It is also clear, if you are involved in any discussion forums, that many people are entrenched in their views, even to the extent of denigrating other views and methodologies that may, inadvertently, call their edge into question, or make them question themselves.  This reflects a psychological issue with their own sense of self as a trader.  I quite enjoy an open debate about methods and theories, I always take something away from that, but when it degenerates into personal attacks I find it a distraction from real discourse and exchange of views.  Such people are closed minded and destructive, best avoided if you want to retain your edge from a psychological perspective.  More importantly they are not open to change or other views of the worlds and how it works.
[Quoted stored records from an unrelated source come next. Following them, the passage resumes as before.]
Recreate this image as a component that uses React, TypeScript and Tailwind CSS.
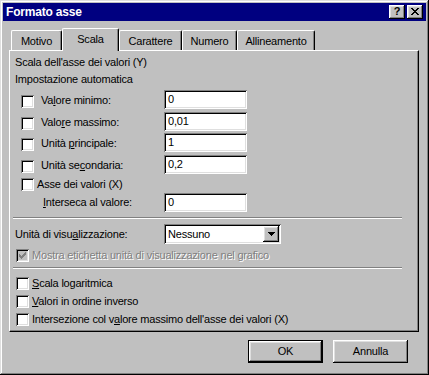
import React from "react";

const RAISED =
  "shadow-[inset_-1px_-1px_#000,inset_1px_1px_#fff,inset_-2px_-2px_#808080,inset_2px_2px_#dfdfdf]";
const SUNKEN =
  "shadow-[inset_1px_1px_#808080,inset_-1px_-1px_#fff,inset_2px_2px_#000,inset_-2px_-2px_#dfdfdf]";

function CheckMark({ color }: { color: string }) {
  const cols = [2, 3, 4, 3, 2, 1, 0];
  return (
    <svg width="13" height="13" viewBox="0 0 13 13" shapeRendering="crispEdges">
      {cols.map((top, i) => (
        <rect key={i} x={3 + i} y={3 + top} width={1} height={3} fill={color} />
      ))}
    </svg>
  );
}

function Box({ checked, disabled }: { checked?: boolean; disabled?: boolean }) {
  return (
    <div
      className={`w-[13px] h-[13px] shrink-0 ${disabled ? "bg-[#c0c0c0]" : "bg-white"} ${SUNKEN}`}
    >
      {checked && <CheckMark color={disabled ? "#808080" : "#000"} />}
    </div>
  );
}

function Field({ value }: { value: string }) {
  return (
    <div className={`w-[83px] h-[19px] bg-white ${SUNKEN} pl-[4px] pt-[3px] leading-[13px]`}>
      {value}
    </div>
  );
}

function Sep() {
  return <div className="ml-[3px] w-[389px] h-[2px] border-t border-b border-t-[#808080] border-b-white" />;
}

export default function App() {
  const valueRows: { h: string; label: React.ReactNode; value: string }[] = [
    { h: "h-[22px]", label: <>Va<span className="underline">l</span>ore minimo:</>, value: "0" },
    { h: "h-[21px]", label: <>Valo<span className="underline">r</span>e massimo:</>, value: "0,01" },
    { h: "h-[22px]", label: <>Unità <span className="underline">p</span>rincipale:</>, value: "1" },
    { h: "h-[23px]", label: <>Unità se<span className="underline">c</span>ondaria:</>, value: "0,2" },
  ];

  const tabs = [
    { name: "Motivo", w: "w-[51px]" },
    { name: "Scala", w: "w-[57px]", active: true },
    { name: "Carattere", w: "w-[63px]" },
    { name: "Numero", w: "w-[55px]" },
    { name: "Allineamento", w: "w-[78px]" },
  ];

  return (
    <div className="w-[429px] h-[375px] bg-[#c0c0c0] p-[3px] shadow-[inset_-1px_-1px_#000,inset_1px_1px_#dfdfdf,inset_-2px_-2px_#808080,inset_2px_2px_#fff] [font-family:'Liberation_Sans',Arial,sans-serif] text-[11px] leading-[13px] text-black tracking-[-0.2px]">
      {/* Title bar */}
      <div className="h-[18px] bg-[#000080] flex items-center pl-[3px] pr-[3px]">
        <div className="text-white font-bold text-[12px] tracking-[-0.2px] flex-1">Formato asse</div>
        <div className={`w-[16px] h-[14px] bg-[#c0c0c0] ${RAISED} flex items-center justify-center font-bold text-[11px] leading-[11px] tracking-normal pb-[1px]`}>
          ?
        </div>
        <div className={`ml-[2px] w-[16px] h-[14px] bg-[#c0c0c0] ${RAISED} flex items-center justify-center pb-[1px]`}>
          <svg width="8" height="7" viewBox="0 0 8 7" shapeRendering="crispEdges">
            <path
              d="M0 0h2v1H0zM6 0h2v1H6zM1 1h2v1H1zM5 1h2v1H5zM2 2h4v1H2zM3 3h2v1H3zM2 4h4v1H2zM1 5h2v1H1zM5 5h2v1H5zM0 6h2v1H0zM6 6h2v1H6z"
              fill="#000"
            />
          </svg>
        </div>
      </div>

      {/* Tabs */}
      <div className="mt-[7px] ml-[6px] h-[22px] flex items-end pl-[2px]">
        {tabs.map((t) =>
          t.active ? (
            <div
              key={t.name}
              className={`${t.w} h-[23px] -mb-[1px] relative z-10 bg-[#c0c0c0] border-t border-l border-white border-r border-r-black rounded-t-[2px] shadow-[inset_-1px_0_#808080] flex items-start justify-center pt-[4px]`}
            >
              {t.name}
            </div>
          ) : (
            <div
              key={t.name}
              className={`${t.w} h-[20px] bg-[#c0c0c0] border-t border-l border-white border-r border-r-black rounded-t-[2px] shadow-[inset_-1px_0_#808080] flex items-start justify-center pt-[4px]`}
            >
              {t.name}
            </div>
          )
        )}
      </div>

      {/* Panel */}
      <div className="ml-[6px] w-[410px] h-[282px] border-t border-l border-white border-b border-r border-b-black border-r-black shadow-[inset_-1px_-1px_#808080] flex flex-col">
        <div className="mt-[5px] ml-[5px]">Scala dell'asse dei valori (Y)</div>
        <div className="mt-[4px] ml-[5px]">Impostazione automatica</div>

        <div className="mt-[4px] flex flex-col">
          {valueRows.map((r, i) => (
            <div key={i} className={`${r.h} flex items-start`}>
              <div className="ml-[11px] mt-[5px]">
                <Box />
              </div>
              <div className="ml-[7px] w-[123px] mt-[4px]">{r.label}</div>
              <Field value={r.value} />
            </div>
          ))}
          <div className="h-[15px] flex items-start">
            <div className="ml-[11px]">
              <Box />
            </div>
            <div className="ml-[3px]">Asse dei valori (X)</div>
          </div>
          <div className="h-[19px] flex items-start">
            <div className="ml-[33px] w-[121px] mt-[3px]">
              <span className="underline">I</span>nterseca al valore:
            </div>
            <Field value="0" />
          </div>
        </div>

        <div className="mt-[5px]">
          <Sep />
        </div>

        <div className="mt-[5px] h-[20px] flex items-center">
          <div className="ml-[5px] w-[149px]">
            Unità di visu<span className="underline">a</span>lizzazione:
          </div>
          <div className={`w-[117px] h-[20px] bg-white ${SUNKEN} p-[2px] flex items-stretch`}>
            <div className="flex-1 pl-[2px] pt-[1px] leading-[14px]">Nessuno</div>
            <div className={`w-[16px] bg-[#c0c0c0] ${RAISED} flex items-center justify-center`}>
              <svg width="7" height="4" viewBox="0 0 7 4" shapeRendering="crispEdges">
                <path d="M0 0h7v1H0zM1 1h5v1H1zM2 2h3v1H2zM3 3h1v1H3z" fill="#000" />
              </svg>
            </div>
          </div>
        </div>

        <div className="mt-[5px] h-[13px] flex items-center">
          <div className="ml-[6px]">
            <Box checked disabled />
          </div>
          <div className="ml-[3px] text-[#808080] [text-shadow:1px_1px_0_#fff]">
            Mostra etichetta unità di visualizzazione nel grafico
          </div>
        </div>

        <div className="mt-[5px]">
          <Sep />
        </div>

        <div className="mt-[8px] h-[13px] flex items-center">
          <div className="ml-[6px]">
            <Box />
          </div>
          <div className="ml-[3px]">
            <span className="underline">S</span>cala logaritmica
          </div>
        </div>
        <div className="mt-[5px] h-[13px] flex items-center">
          <div className="ml-[6px]">
            <Box />
          </div>
          <div className="ml-[3px]">
            <span className="underline">V</span>alori in ordine inverso
          </div>
        </div>
        <div className="mt-[5px] h-[13px] flex items-center">
          <div className="ml-[6px]">
            <Box />
          </div>
          <div className="ml-[3px]">
            Intersezione col v<span className="underline">a</span>lore massimo dell'asse dei valori (X)
          </div>
        </div>
      </div>

      {/* Buttons */}
      <div className="mt-[8px] flex justify-end pr-[18px] gap-[10px]">
        <div className="w-[75px] h-[23px] border border-black">
          <div className={`w-full h-full ${RAISED} flex items-center justify-center`}>OK</div>
        </div>
        <div className={`w-[75px] h-[23px] ${RAISED} flex items-center justify-center`}>Annulla</div>
      </div>
    </div>
  );
}
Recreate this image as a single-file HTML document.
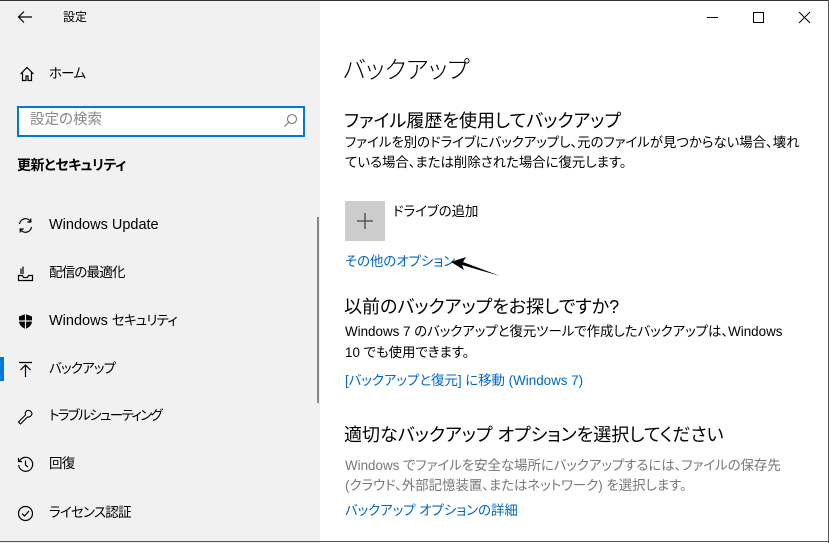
<!DOCTYPE html>
<html><head><meta charset="utf-8"><style>
*{margin:0;padding:0;box-sizing:border-box}
body{width:829px;height:543px;overflow:hidden;background:#fff;font-family:"Liberation Sans","Noto Sans CJK JP",sans-serif;color:#000;position:relative;font-feature-settings:"palt"}
.a{position:absolute;white-space:nowrap;line-height:1;font-feature-settings:"palt"}
#side{position:absolute;left:0;top:0;width:320px;height:543px;background:#f1f1f1}
.it{font-size:14.5px}
.jp{font-size:13.5px;letter-spacing:-0.8px}
.ic{position:absolute}
.blue{color:#0067c0}
.h2{font-size:18px}
.p{font-size:13.4px}
</style></head><body>
<div id="side"></div>
<div style="position:absolute;left:0;top:0;width:829px;height:1px;background:#333"></div>
<div style="position:absolute;right:0;top:0;width:1px;height:543px;background:#555"></div>
<div style="position:absolute;left:0;bottom:1px;width:829px;height:1px;background:#555"></div>

<svg class="ic" style="left:17px;top:10px" width="16" height="14" viewBox="0 0 16 14"><path d="M15 7H2M7 1.5L1.5 7 7 12.5" fill="none" stroke="#000" stroke-width="1.2"/></svg>
<div class="a" style="left:63px;top:11px;font-size:12px">設定</div>

<svg class="ic" style="left:19px;top:66px" width="16" height="16" viewBox="0 0 16 16"><path d="M1.5 8L8 1.5 14.5 8M3.5 6.5V14.5H7V10H9V14.5H12.5V6.5" fill="none" stroke="#000" stroke-width="1.2"/></svg>
<div class="a jp" style="left:49px;top:67px">ホーム</div>

<div style="position:absolute;left:17px;top:106px;width:288px;height:31px;border:2px solid #0078d7;background:#fff"></div>
<div class="a" style="left:30px;top:113px;font-size:14.5px;color:#888">設定の検索</div>
<svg class="ic" style="left:283px;top:113px" width="15" height="15" viewBox="0 0 15 15"><circle cx="9" cy="6" r="4.5" fill="none" stroke="#777" stroke-width="1.1"/><path d="M5.8 9.2L1.5 13.5" stroke="#777" stroke-width="1.1"/></svg>

<div class="a" style="left:17px;top:158px;font-size:14px;font-weight:bold;letter-spacing:-0.5px">更新とセキュリティ</div>

<svg class="ic" style="left:17px;top:217px" width="17" height="17" viewBox="0 0 17 17"><path d="M2.5 7A6 6 0 0 1 13.5 4.5M14.5 10A6 6 0 0 1 3.5 12.5" fill="none" stroke="#000" stroke-width="1.2"/><path d="M13.8 1.5V5H10.3M3.2 15.5V12H6.7" fill="none" stroke="#000" stroke-width="1.2"/></svg>
<div class="a it" style="left:49px;top:218px">Windows Update</div>

<svg class="ic" style="left:17px;top:265px" width="17" height="17" viewBox="0 0 17 17"><path d="M1.5 10.5V15.5H15.5V10.5H11.5L10.5 12.5H6.5L5.5 10.5ZM6 1.5V9M4 3.5V9" fill="none" stroke="#000" stroke-width="1.2"/></svg>
<div class="a jp" style="left:49px;top:266px">配信の最適化</div>

<svg class="ic" style="left:17px;top:313px" width="17" height="17" viewBox="0 0 17 17"><path d="M8.5 1L15 3.5V8C15 12 12 14.5 8.5 16 5 14.5 2 12 2 8V3.5Z" fill="#000"/><path d="M8.5 1V16M2 8H15" stroke="#f1f1f1" stroke-width="1.2"/></svg>
<div class="a it" style="left:49px;top:314px">Windows <span class="jp">セキュリティ</span></div>

<div style="position:absolute;left:0;top:357px;width:4px;height:24px;background:#0078d7"></div>
<svg class="ic" style="left:17px;top:361px" width="17" height="17" viewBox="0 0 17 17"><path d="M2 1.5H15M8.5 4V16M3.5 9L8.5 4 13.5 9" fill="none" stroke="#000" stroke-width="1.2"/></svg>
<div class="a jp" style="left:49px;top:362px">バックアップ</div>

<svg class="ic" style="left:17px;top:408px" width="17" height="17" viewBox="0 0 17 17"><path d="M10 2.5A4 4 0 0 1 15 6 4 4 0 0 1 10.5 9L3.5 16 1.5 14 8.5 7A4 4 0 0 1 10 2.5Z" fill="none" stroke="#000" stroke-width="1.1"/></svg>
<div class="a jp" style="left:49px;top:409px;letter-spacing:-1.6px">トラブルシューティング</div>

<svg class="ic" style="left:17px;top:456px" width="17" height="17" viewBox="0 0 17 17"><path d="M2.5 5A7 7 0 1 1 1.7 9" fill="none" stroke="#000" stroke-width="1.2"/><path d="M1.5 2V5.5H5M8.5 4.5V9L11 11" fill="none" stroke="#000" stroke-width="1.2"/></svg>
<div class="a jp" style="left:49px;top:457px">回復</div>

<svg class="ic" style="left:17px;top:505px" width="17" height="17" viewBox="0 0 17 17"><circle cx="8.5" cy="8.5" r="7" fill="none" stroke="#000" stroke-width="1.2"/><path d="M5 8.7L7.5 11 12 6" fill="none" stroke="#000" stroke-width="1.2"/></svg>
<div class="a jp" style="left:49px;top:506px">ライセンス認証</div>

<div style="position:absolute;left:317px;top:217px;width:2px;height:186px;background:#888"></div>

<div style="position:absolute;left:707px;top:17px;width:11px;height:1px;background:#000"></div>
<div style="position:absolute;left:753px;top:12px;width:11px;height:11px;border:1px solid #000"></div>
<svg class="ic" style="left:798px;top:11px" width="13" height="13" viewBox="0 0 13 13"><path d="M1 1L12 12M12 1L1 12" stroke="#000" stroke-width="1"/></svg>

<div class="a" style="left:343px;top:59px;font-size:24px;font-weight:300">バックアップ</div>
<div class="a h2" style="left:344px;top:112px">ファイル履歴を使用してバックアップ</div>
<div class="a p" style="left:345px;top:136px">ファイルを別のドライブにバックアップし、元のファイルが見つからない場合、壊れ</div>
<div class="a p" style="left:345px;top:156px">ている場合、または削除された場合に復元します。</div>

<div style="position:absolute;left:345px;top:201px;width:40px;height:40px;background:#ccc"></div>
<svg class="ic" style="left:356px;top:212px" width="18" height="18" viewBox="0 0 18 18"><path d="M9 1V17M1 9H17" stroke="#444" stroke-width="1.3"/></svg>
<div class="a p" style="left:393px;top:205px">ドライブの追加</div>
<div class="a p blue" style="left:345px;top:255px">その他のオプション</div>
<svg class="ic" style="left:448px;top:256px" width="56" height="22" viewBox="0 0 56 22"><path d="M3 6L18 1 15 6 52 20 14 9 16 14Z" fill="#000"/></svg>

<div class="a h2" style="left:344px;top:298px">以前のバックアップをお探しですか?</div>
<div class="a p" style="left:345px;top:325px">Windows 7 のバックアップと復元ツールで作成したバックアップは、Windows</div>
<div class="a p" style="left:345px;top:346px">10 でも使用できます。</div>
<div class="a p blue" style="left:345px;top:374px">[バックアップと復元] に移動 (Windows 7)</div>

<div class="a h2" style="left:344px;top:426px">適切なバックアップ オプションを選択してください</div>
<div class="a p" style="left:345px;top:459px;color:#777">Windows でファイルを安全な場所にバックアップするには、ファイルの保存先</div>
<div class="a p" style="left:345px;top:479px;color:#777">(クラウド、外部記憶装置、またはネットワーク) を選択します。</div>
<div class="a p blue" style="left:345px;top:504px">バックアップ オプションの詳細</div>
</body></html>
Paul Tudor Jones said, a trader has to be able to see the world in a different way from other and to see the possibilities others can't or wont.  In 1987 hardly anyone else drew the similarities between 1929 and 1987.  '87 didn't actually turn into a depression, that is still to come, but the point is the few who did see '87 was on the cards made their bones on it.  The same is true of Steve Eisman, Nouriel Roubini et al on the Credit Crunch.

It is also clear that many traders stick with their strategies in the face of mounting evidence to the contrary, in the form of price action.  Whether this is because they can't bear to take the hit or just don't have a way to see and accept change doesn't matter.  These are the Ostriches I referred to previously (again not my term).

No strategy works all the time.  Trends change or get temporarily interrupted (retraced).  If you are following the herd in a trend no problem as it is suicide to try to stand in the path of a stampede.  The trick is to stay on the fringes so you can get out of the herd and avoid going over the edge of the cliff with them.  Being able to identifying those scenarios, however you do it, can been seen as having an edge.  If you do not have a method to do this you fall into the Sheep category.  You will make money for a while maybe but then give it all back, and possibly then some, as you follow the herd over the cliff.  

For sure traders enter a trade thinking they have a better than even chance of being right and at the point of entry but it is always at that point a gamble because you never know.  The thing successful traders do is be selective on when and where they take this gamble.  They seek to push the odds in their favour.  This is where a trading methodology, coupled with risk and money management kicks in.  But it has to be one that fits with your personality and psychology.  If you have this then it could be seen as an edge.  Bulls and Bears do this.  They aim to identify the trend and trend change and capitalise on this at the expense of the Sheep and Ostriches.

So the point I really agree with you on is that to have an edge you must think you are right and the herd is wrong.  You can be aligned to the herd once the trend is established but even within that trend there is whiplash to watch out for and the eventual end of the trend.  To think like this you have to be contrarian (not exclusively but at the right moments).  A good trader knows when to be contrarian and when to go with the herd.  Some go deep into fundamentals analytics (like the guys that we watch being interviewed).  This is their edge and few can do this, they are professionals.  For retail traders we need to find a different way to get an edge and some of it may include leveraging off information gleaned from such interviews or from services offered by the analytics or research providers to enhance our Fundamentals view point.

So I fully agree with PandaFace, if you do not feel you have an edge in anyway, and are not seeking to take from the herd when you trade, you are not trading, you are gambling.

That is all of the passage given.